The crew: Preparation for a long voyage should include an assessment of your human abilities, including your ability to stand watch. In other words, you need to know how to manage your sleep. I found practicing this very difficult except when I was sailing, so my recommendation would be to get in as much sailing — and sleeping aboard — as possible. You also need to know that you have the physical strength and agility for the job. I work out daily when I’m on land. That helped when I needed to dance across the foredeck in a 10-foot chop or spend long spells grinding my too-small winches to set the sails.

Boat handling

The best advice I received before the race included these two comments: reef early, and know your boat. Boat handling is dependent to some extent on the boat. Robin, at 19,500 pounds and with a full keel, is very stable and very comfortable when things get rough. She goes where I point her. A lighter boat with a smaller keel will face boat-handling issues that I avoided.

On any boat, you will be confronted with a range of information on which to base your boat handling, and for me, this was the biggest lesson to be learned. On the return trip from Bermuda, my wife, Monica, and I were approaching the Gulf Stream, which we wanted to cross on a course of due north, magnetic. Our two GPS receivers said that’s where we were headed. The compass said we were sailing northwest.

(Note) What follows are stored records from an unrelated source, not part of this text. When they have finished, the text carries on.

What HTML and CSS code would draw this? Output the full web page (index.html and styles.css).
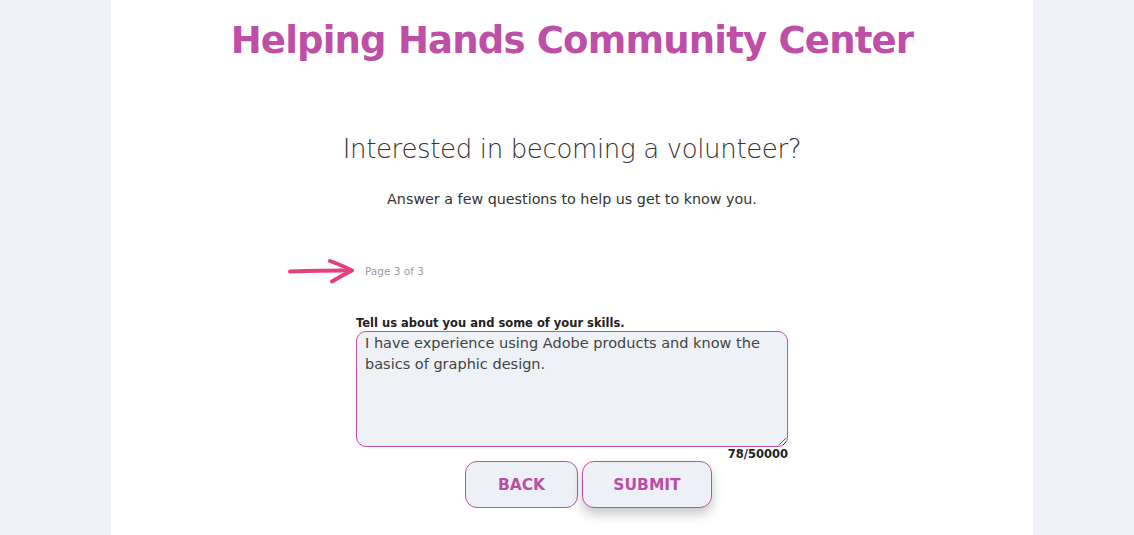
FILE: index.html
```html
<!DOCTYPE html>
<html lang="en">
<head>
  <meta charset="UTF-8" />
  <meta name="viewport" content="width=device-width, initial-scale=1.0" />
  <title>Helping Hands Community Center - Volunteer</title>
  <link rel="stylesheet" href="styles.css">
</head>
<body>
  <div class="panel">
    <h1 class="brand">Helping Hands Community Center</h1>

    <h2 class="intro">Interested in becoming a volunteer?</h2>
    <p class="lead">Answer a few questions to help us get to know you.</p>

    <form class="survey">
      <div class="pager">
        <svg class="arrow" width="68" height="26" viewBox="0 0 68 26">
          <path d="M2 13.5 C20 13 38 12.5 62 12.6" fill="none" stroke="#e4407f" stroke-width="4" stroke-linecap="round"/>
          <path d="M42 3 C50 6 58 9 64 12.5 C57 16 50 20 44 23.5" fill="none" stroke="#e4407f" stroke-width="4" stroke-linecap="round" stroke-linejoin="round"/>
        </svg>
        <span>Page 3 of 3</span>
      </div>

      <label for="skills">Tell us about you and some of your skills.</label>
      <textarea id="skills">I have experience using Adobe products and know the basics of graphic design.</textarea>
      <div class="count">78/50000</div>

      <div class="actions">
        <button type="button" class="back">BACK</button>
        <button type="submit" class="submit">SUBMIT</button>
      </div>
    </form>
  </div>
</body>
</html>
```

FILE: styles.css
```css
body {
  margin: 0;
  font-family: "DejaVu Sans", "Open Sans", sans-serif;
  background-color: #eef1f6;
  color: #333;
}

.panel {
  width: 922px;
  height: 535px;
  margin-left: 111px;
  background-color: #fff;
  box-sizing: border-box;
  padding-top: 17px;
  text-align: center;
}

.brand {
  margin: 0;
  font-size: 37px;
  font-weight: bold;
  letter-spacing: -0.8px;
  line-height: 48px;
  color: #bd4fa7;
}

.intro {
  margin: 66px 0 0;
  font-size: 26px;
  font-weight: 300;
  line-height: 36px;
  letter-spacing: -0.35px;
  color: #333;
}

.lead {
  margin: 22px 0 0;
  font-size: 14.3px;
  line-height: 20px;
  color: #333;
}

.survey {
  width: 432px;
  margin: 0 auto;
  text-align: left;
}

.pager {
  position: relative;
  margin-top: 52px;
  padding-left: 9px;
  font-size: 10.5px;
  line-height: 20px;
  color: #9a9ca3;
}

.arrow {
  position: absolute;
  left: -68px;
  top: -3px;
}

label {
  display: block;
  margin-top: 34px;
  font-size: 11.5px;
  font-weight: bold;
  line-height: 16px;
  color: #222;
}

textarea {
  display: block;
  width: 100%;
  height: 116px;
  box-sizing: border-box;
  padding: 1px 8px;
  font-family: inherit;
  font-size: 14.5px;
  line-height: 21px;
  color: #444;
  background-color: #eef1f6;
  border: 1px solid #c24fa9;
  border-radius: 10px;
  resize: vertical;
}

.count {
  text-align: right;
  font-size: 11.5px;
  font-weight: bold;
  line-height: 14px;
  color: #222;
}

.actions {
  display: flex;
  gap: 4px;
  padding-left: 109px;
}

.actions button {
  height: 47px;
  font-family: inherit;
  font-size: 15.5px;
  font-weight: bold;
  color: #b94fa5;
  background-color: #eef0f7;
  border: 1px solid #c24fa9;
  border-radius: 12px;
}

.back {
  width: 113px;
}

.submit {
  width: 130px;
  box-shadow: 0 6px 12px rgba(0, 0, 0, 0.22);
}
```
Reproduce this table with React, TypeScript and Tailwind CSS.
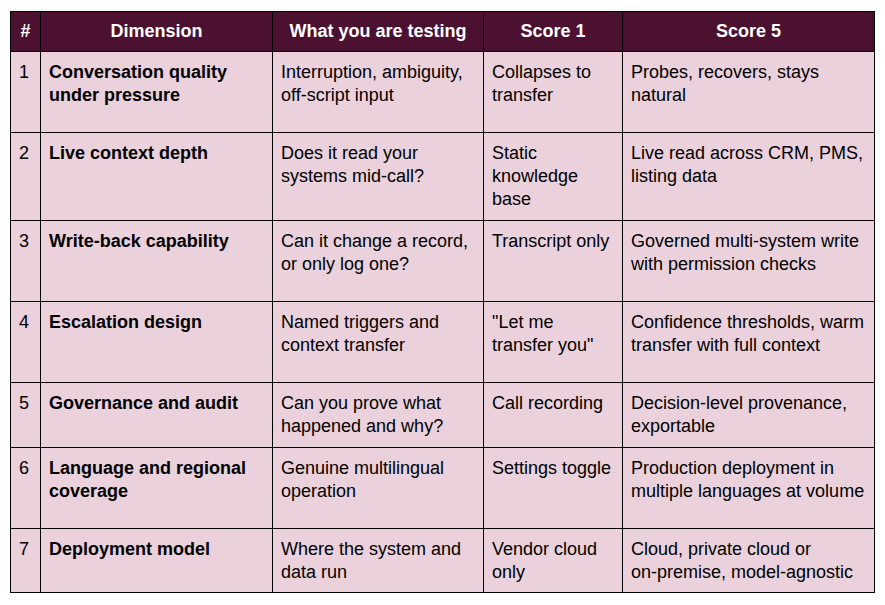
const rows: { n: string; dim: string; test: string; s1: string; s5: string; h: string }[] = [
  {
    n: "1",
    dim: "Conversation quality\nunder pressure",
    test: "Interruption, ambiguity,\noff-script input",
    s1: "Collapses to\ntransfer",
    s5: "Probes, recovers, stays\nnatural",
    h: "h-[81px]",
  },
  {
    n: "2",
    dim: "Live context depth",
    test: "Does it read your\nsystems mid-call?",
    s1: "Static\nknowledge\nbase",
    s5: "Live read across CRM, PMS,\nlisting data",
    h: "h-[88px]",
  },
  {
    n: "3",
    dim: "Write-back capability",
    test: "Can it change a record,\nor only log one?",
    s1: "Transcript only",
    s5: "Governed multi-system write\nwith permission checks",
    h: "h-[81px]",
  },
  {
    n: "4",
    dim: "Escalation design",
    test: "Named triggers and\ncontext transfer",
    s1: "\"Let me\ntransfer you\"",
    s5: "Confidence thresholds, warm\ntransfer with full context",
    h: "h-[81px]",
  },
  {
    n: "5",
    dim: "Governance and audit",
    test: "Can you prove what\nhappened and why?",
    s1: "Call recording",
    s5: "Decision-level provenance,\nexportable",
    h: "h-[65px]",
  },
  {
    n: "6",
    dim: "Language and regional\ncoverage",
    test: "Genuine multilingual\noperation",
    s1: "Settings toggle",
    s5: "Production deployment in\nmultiple languages at volume",
    h: "h-[81px]",
  },
  {
    n: "7",
    dim: "Deployment model",
    test: "Where the system and\ndata run",
    s1: "Vendor cloud\nonly",
    s5: "Cloud, private cloud or\non-premise, model-agnostic",
    h: "h-[64px]",
  },
];

const cell = "border border-black align-top pl-2 pr-1 pt-[9px] whitespace-pre";
const head = "border border-black text-center font-bold text-white whitespace-pre";

export default function App() {
  return (
    <div className="min-h-screen w-[885px] bg-white pl-[10px] pt-[11px] font-['Liberation_Sans',Arial,sans-serif] text-[18px] leading-[23px] text-black">
      <table className="w-[864px] table-fixed border-collapse">
        <colgroup>
          <col className="w-[30px]" />
          <col className="w-[232px]" />
          <col className="w-[211px]" />
          <col className="w-[139px]" />
          <col className="w-[252px]" />
        </colgroup>
        <thead>
          <tr className="h-[40px] bg-[#4c1130]">
            <th className={head}>#</th>
            <th className={head}>Dimension</th>
            <th className={head}>What you are testing</th>
            <th className={head}>Score 1</th>
            <th className={head}>Score 5</th>
          </tr>
        </thead>
        <tbody className="bg-[#ead1dc]">
          {rows.map((r) => (
            <tr key={r.n} className={r.h}>
              <td className={cell}>{r.n}</td>
              <td className={`${cell} font-bold`}>{r.dim}</td>
              <td className={cell}>{r.test}</td>
              <td className={cell}>{r.s1}</td>
              <td className={cell}>{r.s5}</td>
            </tr>
          ))}
        </tbody>
      </table>
    </div>
  );
}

We were making only about 2.5 knots, and I was confused, since we had decent wind and should have been making about 5 knots.

The answer presented itself late in the afternoon, when the sun settled toward the west-northwest horizon, confirming that the compass — not the electronic gadgets — was telling the truth. We turned and began clocking 4.5 to 5 knots once we were no longer bucking the Gulf Stream current.

The lesson: Look at all the factors, then use your own good judgment in choosing your course. The machines can be wrong. But you’ll never be wrong when you decide to leave the dock, prepared in body and boat.